Anti-book
Anti-book
De idololatria litteraria liber singularis
by Johann Christoph Koecher
Hanover: Heirs of Nikolaus Förster and Son, 1738
[16], 232, [8] p. | 8vo | )(^8 A-P^8 | 180 x 106 mm
The much expanded second edition (novus potius liber) of this treatise against literary idolatry, which first appeared in 1728 as De Superstitione Erudita. The Cologne Diözesan- und Dombibliothek reports a 1726 edition, but this must be a mistake. Koecher’s preface, dated 12 March 1738, opens with a reference to his De Superstitione Erudita (1728), which he mentions writing ten years prior (conscripsi edidique ante hos decem annos). Koecher seems particularly taken with his newly adopted turn of phrase, idololatria litteraria, which he credits to Anna Maria van Schurman (p. 3). ¶ To this edition, the author has added “many documented examples of this vice, which I describe and vituperate” (leaf )(5r). “We must surely consider those who, in veneration of the most learned men, a bit more hastily cross the boundary and limit; and we shall describe the vice, which we labor at, more copiously” (p. 3).
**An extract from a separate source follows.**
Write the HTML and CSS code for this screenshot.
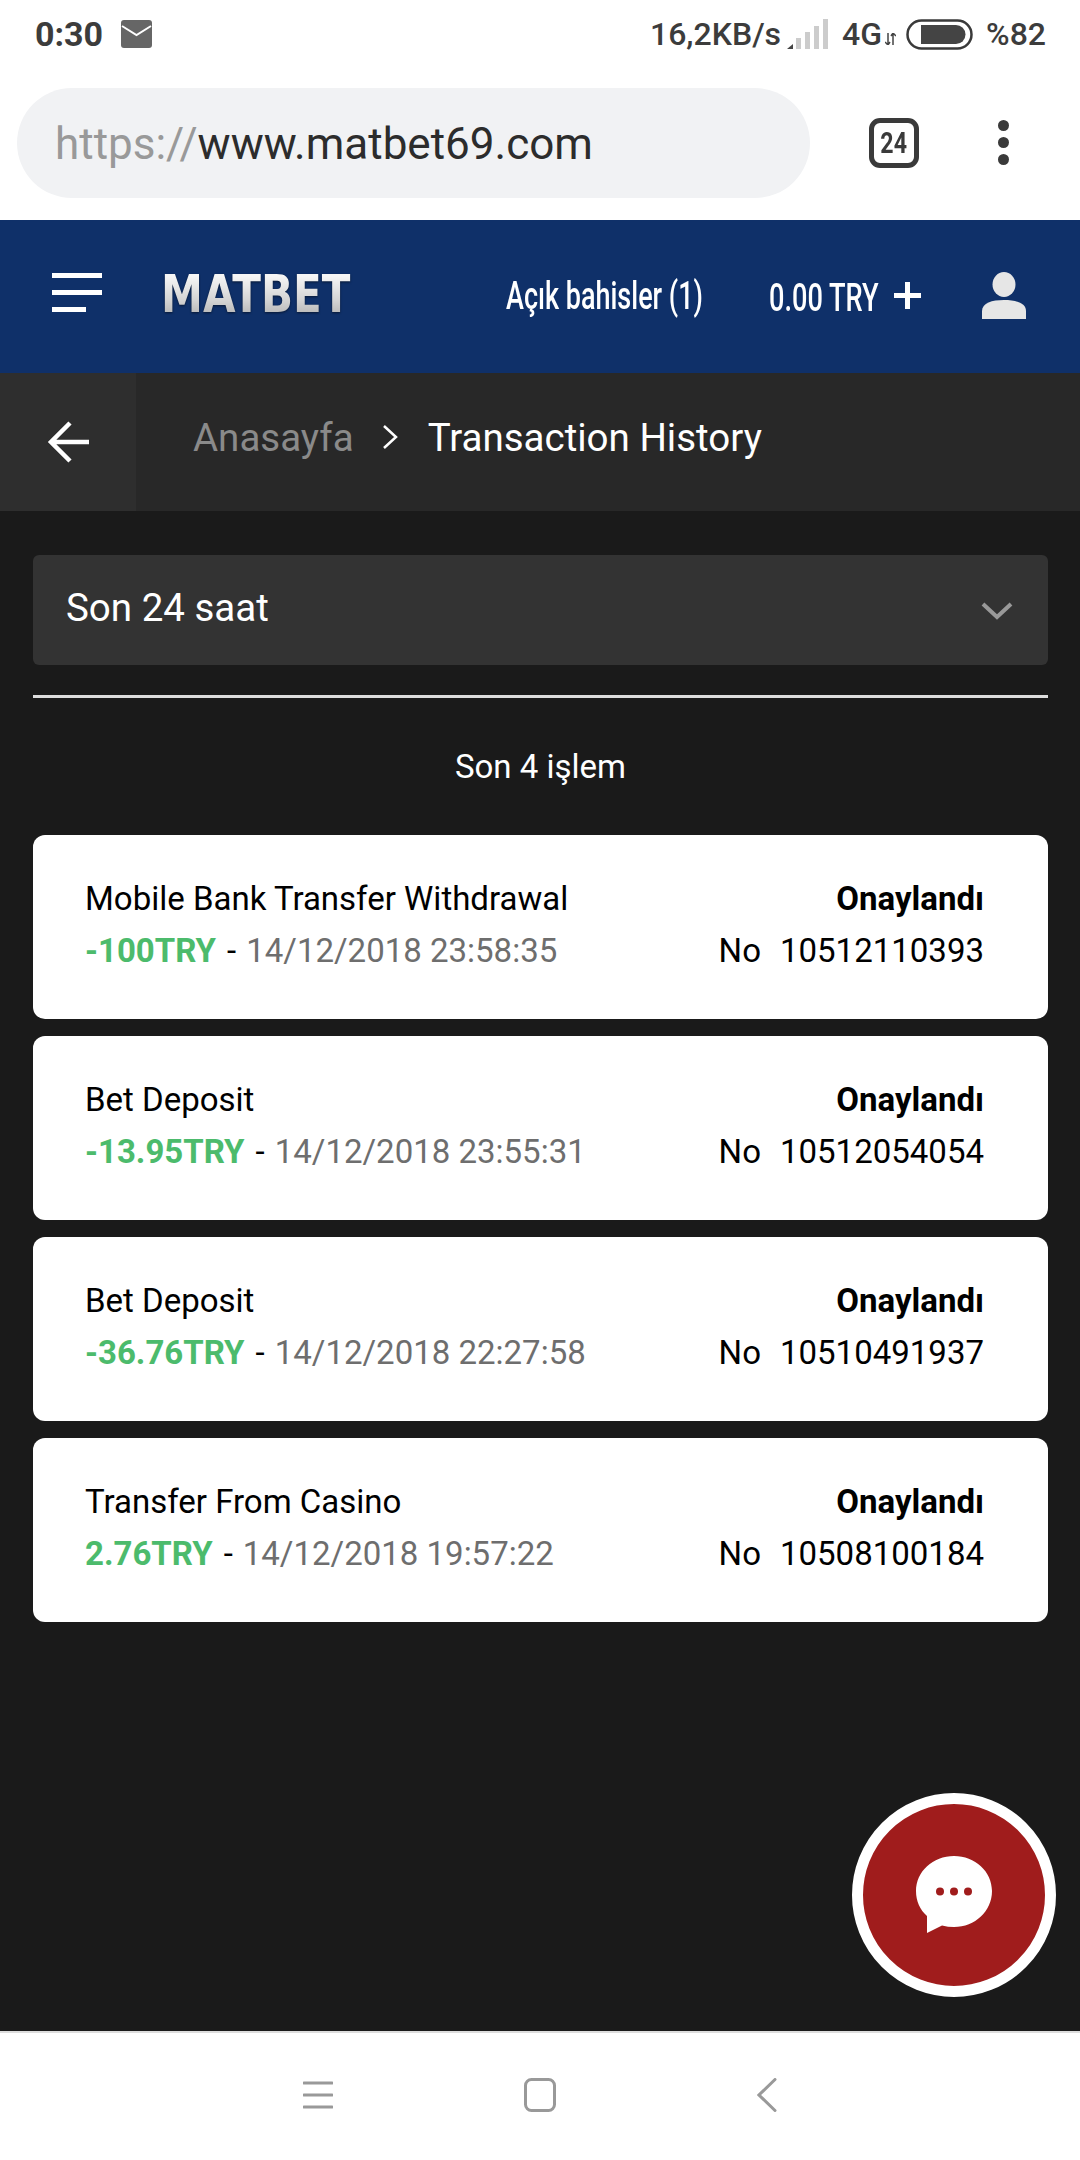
FILE: index.html
```html
<!DOCTYPE html>
<html lang="tr">

<head>
    <meta charset="UTF-8">
    <meta name="viewport" content="width=device-width, initial-scale=1.0">
    <title>Transaction History</title>
    <link rel="stylesheet" href="styles.css">
</head>

<body>
    <div class="statusBar">
        <div class="statusLeft">
            <span class="clock">0:30</span>
            <svg class="mailIcon" width="31" height="28" viewBox="0 0 31 28">
                <rect width="31" height="28" rx="3" fill="#666"/>
                <path d="M1 6 L15.5 15 L30 6" fill="none" stroke="#fff" stroke-width="2"/>
            </svg>
        </div>
        <div class="statusRight">
            <span>16,2KB/s</span>
            <svg class="signalIcon" width="42" height="31" viewBox="0 0 42 31">
                <path d="M1 30 L7 25 V30 Z" fill="#444"/>
                <rect x="10" y="19" width="5" height="11" fill="#ccc"/>
                <rect x="19" y="13" width="5" height="17" fill="#ccc"/>
                <rect x="28" y="7" width="5" height="23" fill="#ccc"/>
                <rect x="37" y="0" width="5" height="30" fill="#ccc"/>
            </svg>
            <span class="netLabel">4G</span>
            <svg class="arrowsIcon" width="11" height="12" viewBox="0 0 11 12">
                <path d="M3 0 V12 M0 9 L3 12 L5 9 M8 12 V0 M6 3 L8 0 L11 3" fill="none" stroke="#444" stroke-width="1.5"/>
            </svg>
            <svg class="batteryIcon" width="67" height="31" viewBox="0 0 67 31">
                <rect x="1.5" y="1.5" width="64" height="28" rx="14" fill="none" stroke="#3a3a3a" stroke-width="2.5"/>
                <path d="M15 6 H50 A9.500 9.500 0 0 1 50 25 H15 Z" fill="#444"/>
            </svg>
            <span>%82</span>
        </div>
    </div>

    <div class="toolbar">
        <div class="urlBar"><span class="urlScheme">https://</span>www.matbet69.com</div>
        <div class="tabCount"><span>24</span></div>
        <div class="moreDots"><i></i><i></i><i></i></div>
    </div>

    <header class="siteHeader">
        <div class="menuBars"><i></i><i></i><i class="short"></i></div>
        <div class="logo"><span>MATBET</span></div>
        <div class="openBets"><span>Açık bahisler (1)</span></div>
        <div class="balance"><span>0.00 TRY</span></div>
        <svg class="plusIcon" width="27" height="27" viewBox="0 0 27 27">
            <path d="M13.500 0 V27 M0 13.500 H27" stroke="#fff" stroke-width="5"/>
        </svg>
        <svg class="userIcon" width="46" height="47" viewBox="0 0 46 47">
            <ellipse cx="23" cy="12.500" rx="11.500" ry="12.500" fill="#e6e6e6"/>
            <path d="M1 47 V39 C1 31 11 28 23 28 C35 28 45 31 45 39 V47 Z" fill="#e6e6e6"/>
        </svg>
    </header>

    <nav class="breadcrumb">
        <div class="backBox">
            <svg width="44" height="44" viewBox="0 0 44 44">
                <path d="M42 22 H4 M23 3 L4 22 L23 41" fill="none" stroke="#fff" stroke-width="4.500"/>
            </svg>
        </div>
        <span class="crumbHome">Anasayfa</span>
        <svg class="crumbSep" width="16" height="26" viewBox="0 0 16 26">
            <path d="M2 2 L14 13 L2 24" fill="none" stroke="#fff" stroke-width="2.500"/>
        </svg>
        <span class="crumbCurrent">Transaction History</span>
    </nav>

    <main class="content">
        <div class="rangeSelect">
            <span>Son 24 saat</span>
            <svg class="rangeArrow" width="34" height="20" viewBox="0 0 34 20">
                <path d="M3 3 L17 16 L31 3" fill="none" stroke="#999" stroke-width="4"/>
            </svg>
        </div>
        <hr class="divider">
        <p class="resultCount">Son 4 işlem</p>

        <div class="txList">
            <div class="txCard">
                <div>
                    <div class="txTitle">Mobile Bank Transfer Withdrawal</div>
                    <div class="txInfo"><b class="txAmount">-100TRY</b><span class="txDash">-</span><span class="txDate">14/12/2018 23:58:35</span></div>
                </div>
                <div class="txRight">
                    <div class="txStatus">Onaylandı</div>
                    <div class="txInfo">No<span class="txNo">10512110393</span></div>
                </div>
            </div>
            <div class="txCard">
                <div>
                    <div class="txTitle">Bet Deposit</div>
                    <div class="txInfo"><b class="txAmount">-13.95TRY</b><span class="txDash">-</span><span class="txDate">14/12/2018 23:55:31</span></div>
                </div>
                <div class="txRight">
                    <div class="txStatus">Onaylandı</div>
                    <div class="txInfo">No<span class="txNo">10512054054</span></div>
                </div>
            </div>
            <div class="txCard">
                <div>
                    <div class="txTitle">Bet Deposit</div>
                    <div class="txInfo"><b class="txAmount">-36.76TRY</b><span class="txDash">-</span><span class="txDate">14/12/2018 22:27:58</span></div>
                </div>
                <div class="txRight">
                    <div class="txStatus">Onaylandı</div>
                    <div class="txInfo">No<span class="txNo">10510491937</span></div>
                </div>
            </div>
            <div class="txCard">
                <div>
                    <div class="txTitle">Transfer From Casino</div>
                    <div class="txInfo"><b class="txAmount">2.76TRY</b><span class="txDash">-</span><span class="txDate">14/12/2018 19:57:22</span></div>
                </div>
                <div class="txRight">
                    <div class="txStatus">Onaylandı</div>
                    <div class="txInfo">No<span class="txNo">10508100184</span></div>
                </div>
            </div>
        </div>

        <div class="chatButton">
            <svg width="78" height="78" viewBox="0 0 78 78">
                <path d="M39 0 C60 0 77 15.500 77 35 C77 55 60 71 39 71 C35 71 31 70.500 27 69.500 L12 77 V60 C5 54 1 45 1 35 C1 15.500 18 0 39 0 Z" fill="#fff"/>
                <circle cx="25" cy="35.500" r="4" fill="#a01c1c"/>
                <circle cx="39" cy="35.500" r="4" fill="#a01c1c"/>
                <circle cx="53" cy="35.500" r="4" fill="#a01c1c"/>
            </svg>
        </div>
    </main>

    <footer class="navBar">
        <svg width="30" height="30" viewBox="0 0 30 30">
            <path d="M1 3 H29 M1 15 H29 M1 27 H29" stroke="#999" stroke-width="3" stroke-linecap="round"/>
        </svg>
        <svg width="32" height="34" viewBox="0 0 32 34">
            <rect x="1.500" y="1.500" width="29" height="31" rx="6" fill="none" stroke="#999" stroke-width="3"/>
        </svg>
        <svg width="20" height="34" viewBox="0 0 20 34">
            <path d="M18 1.500 L2 17 L18 32.500" fill="none" stroke="#999" stroke-width="3" stroke-linecap="round"/>
        </svg>
    </footer>
</body>

</html>
```

FILE: styles.css
```css
* {
    box-sizing: border-box;
}

body {
    margin: 0;
    width: 1080px;
    height: 2160px;
    display: flex;
    flex-direction: column;
    background-color: #1a1a1a;
    font-family: Roboto, "Liberation Sans", sans-serif;
}

.statusBar {
    height: 68px;
    padding: 0 35px;
    display: flex;
    align-items: center;
    justify-content: space-between;
    background-color: #fff;
    color: #3c3c3c;
    font-size: 32px;
    font-weight: 500;
}

.statusLeft,
.statusRight {
    display: flex;
    align-items: center;
}

.clock {
    font-size: 34px;
    font-weight: 700;
}

.mailIcon {
    margin-left: 18px;
}

.statusRight {
    margin-right: -1px;
}

.signalIcon {
    margin-left: 5px;
}

.netLabel {
    margin-left: 14px;
}

.arrowsIcon {
    margin: 10px 0 0 3px;
}

.batteryIcon {
    margin: 0 13px 0 10px;
}

.toolbar {
    height: 152px;
    padding: 20px 0 0 17px;
    display: flex;
    align-items: flex-start;
    background-color: #fff;
}

.urlBar {
    width: 793px;
    height: 110px;
    padding-left: 38px;
    border-radius: 55px;
    background-color: #f1f2f4;
    color: #2c2c2c;
    font-size: 44px;
    line-height: 112px;
}

.urlScheme {
    color: #999;
}

.tabCount {
    width: 50px;
    height: 50px;
    margin: 30px 0 0 59px;
    border: 5px solid #3a3a3a;
    border-radius: 11px;
    color: #3a3a3a;
    font-size: 29px;
    font-weight: 700;
    line-height: 40px;
    text-align: center;
}

.tabCount span {
    display: inline-block;
    transform: scaleX(.8);
}

.moreDots {
    margin: 32px 0 0 79px;
    display: flex;
    flex-direction: column;
    gap: 6px;
}

.moreDots i {
    width: 11px;
    height: 11px;
    border-radius: 50%;
    background-color: #3a3a3a;
}

.siteHeader {
    height: 153px;
    padding: 0 0 8px 52px;
    display: flex;
    align-items: center;
    background-color: #0f3069;
    color: #fff;
}

.menuBars {
    width: 50px;
    display: flex;
    flex-direction: column;
    gap: 12px;
}

.menuBars i {
    height: 5px;
    background-color: #fff;
}

.menuBars i.short {
    width: 34px;
}

/* no condensed family is installed, the header text is squeezed by hand */
.logo,
.openBets,
.balance {
    white-space: nowrap;
}

.logo span,
.openBets span,
.balance span {
    display: inline-block;
    transform-origin: left center;
}

.logo {
    width: 186px;
    margin: 2px 0 0 59px;
    font-family: "DejaVu Sans", sans-serif;
    font-size: 52px;
    font-weight: 700;
    line-height: 60px;
}

.logo span {
    background: linear-gradient(#f6f6f6 20%, #d4d4d4 60%, #bdbdbd 80%);
    -webkit-background-clip: text;
    background-clip: text;
    color: transparent;
    filter: drop-shadow(0 1px 1px rgba(0, 0, 0, .5));
    transform: scaleX(.81);
}

.openBets,
.balance {
    font-size: 38px;
    font-weight: 500;
    line-height: 48px;
}

.openBets {
    width: 196px;
    margin: 6px 0 0 159px;
}

.openBets span {
    transform: scaleX(.71);
}

.balance {
    width: 108px;
    margin: 10px 0 0 67px;
}

.balance span {
    transform: scaleX(.715);
}

.plusIcon {
    margin: 6px 0 0 17px;
}

.userIcon {
    margin: 6px 0 0 60px;
}

.breadcrumb {
    height: 138px;
    padding-bottom: 10px;
    display: flex;
    align-items: center;
    background-color: #282828;
    font-size: 38.5px;
}

.backBox {
    width: 136px;
    height: 138px;
    margin-bottom: -10px;
    padding-left: 47px;
    display: flex;
    align-items: center;
    background-color: #2e2e2e;
}

.crumbHome {
    margin-left: 57px;
    color: #8a8a8a;
}

.crumbSep {
    margin: 0 30px 0 28px;
}

.crumbCurrent {
    color: #fff;
}

.content {
    position: relative;
    flex: 1;
    padding: 44px 32px 0 33px;
}

.rangeSelect {
    height: 110px;
    padding: 0 34px 0 33px;
    display: flex;
    align-items: center;
    justify-content: space-between;
    border-radius: 6px;
    background-color: #333;
    color: #fff;
    font-size: 38.5px;
}

.rangeSelect span {
    margin-bottom: 5px;
}

.rangeArrow {
    margin-top: 2px;
}

.divider {
    height: 3px;
    margin: 30px 0 0;
    border: 0;
    background-color: #ddd;
}

.resultCount {
    margin: 50px 0 49px;
    color: #fff;
    font-size: 33px;
    line-height: 38px;
    text-align: center;
}

.txList {
    display: flex;
    flex-direction: column;
    gap: 17px;
}

.txCard {
    height: 184px;
    padding: 0 64px 4px 52px;
    display: flex;
    align-items: center;
    justify-content: space-between;
    border-radius: 12px;
    background-color: #fff;
    color: #000;
    font-size: 33px;
    line-height: 52px;
}

.txAmount {
    color: #4cbb6c;
}

.txDash {
    margin: 0 10px 0 11px;
}

.txDate {
    color: #6e6e6e;
}

.txRight {
    text-align: right;
}

.txStatus {
    font-weight: 700;
}

.txNo {
    margin-left: 19px;
}

.chatButton {
    position: absolute;
    top: 1282px;
    left: 852px;
    width: 204px;
    height: 204px;
    display: flex;
    align-items: center;
    justify-content: center;
    border: 11px solid #fff;
    border-radius: 50%;
    background-color: #a01c1c;
}

.navBar {
    height: 129px;
    padding: 0 0 4px 303px;
    display: flex;
    align-items: center;
    border-top: 2px solid #ddd;
    background-color: #fff;
}

.navBar svg:nth-child(2) {
    margin: 0 201px 0 191px;
}
```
The author indeed cites examples with abandon, tapping literary luminaries like Erasmus, Paracelsus, Justus Lipsius, Hugo Grotius, and dozens more. ¶ A curious take-down of some of Europe’s most accomplished writers.
PROVENANCE: Contemporary ownership inscription on title, now rather faint. Illustrated heraldic etched bookplate of front paste-down of Montpellier writer Marie Barthélémy Achille Kühnholtz-Lordat (1820-1893). Old, perhaps 19th-century, blue shelf-mark label above the bookplate.
CONDITION: Contemporary parchment over boards, the spine with a leather label and simple gilt ruling; edges sprinkled red. Title vignette; head- and tail-piece. ¶ The preliminary gathering extremely darkened and with much spotted staining, the latter also through the margins of sheet A; mild foxing. Parchment moderately soiled.